Born Yesterday (1950)

d21aa-bornyesStarring Judy Holliday, William Holden, and Broderick Crawford, this semi-comedy is about a dumb blonde who becomes cultured with the help of a tutor. Billie starts out as the girl of a gruff an who has made a fortune in metal. They are in D.C. together and he is embarrassed because she does not know how to act around well to do people. He brings in a young journalist to tutor her and over time, her mind and outlook on life changes. She is no longer one to be trifled with and she finally sees things for what they are. There is no doubt that Judy Holiday gave a good performance, I just did not find the film all that funny. I would rather watch My Fair Lady or Mr.

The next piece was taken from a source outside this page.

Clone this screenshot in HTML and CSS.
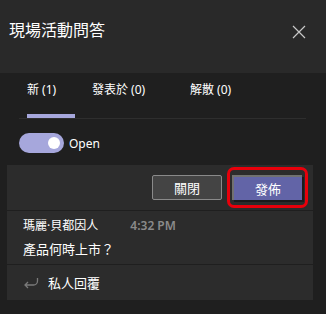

Smith Goes to Washington which seemed to share similar aspects with this film.

3.5/5 Stars

Adam’s Rib (1949)

Starring Spencer Tracy and Katharine Hepburn as a married pair of lawyers on the opposite sides of a case, this film begins with a bang. A distraught wife followed her husband home to find him cheating and she shot a gun off. In the ensuing days she is being charged with assault and the case is getting major publicity. Adam Bonner is the district attorney put on the case believing the law must be upheld but much to his chagrin she chooses to represent the other side. Thus begins an uproarious battle of the sexes. The pair continually spar inside the courtroom then return to their normal lives at home. However, after some bad publicity they are pulled apart by the case and their marriage is in trouble. After the case is won by Amanda Bonner a seemingly angered Adam shows up with a gun. Hilarity ensues along with a fight, however importantly in the end the Bonners reunite. They realize they cannot live apart. As always Tracy and Hepburn are wonderful together and they have a good supporting cast behind them including Judy Holliday, Tom Ewell, and Jean Hagen.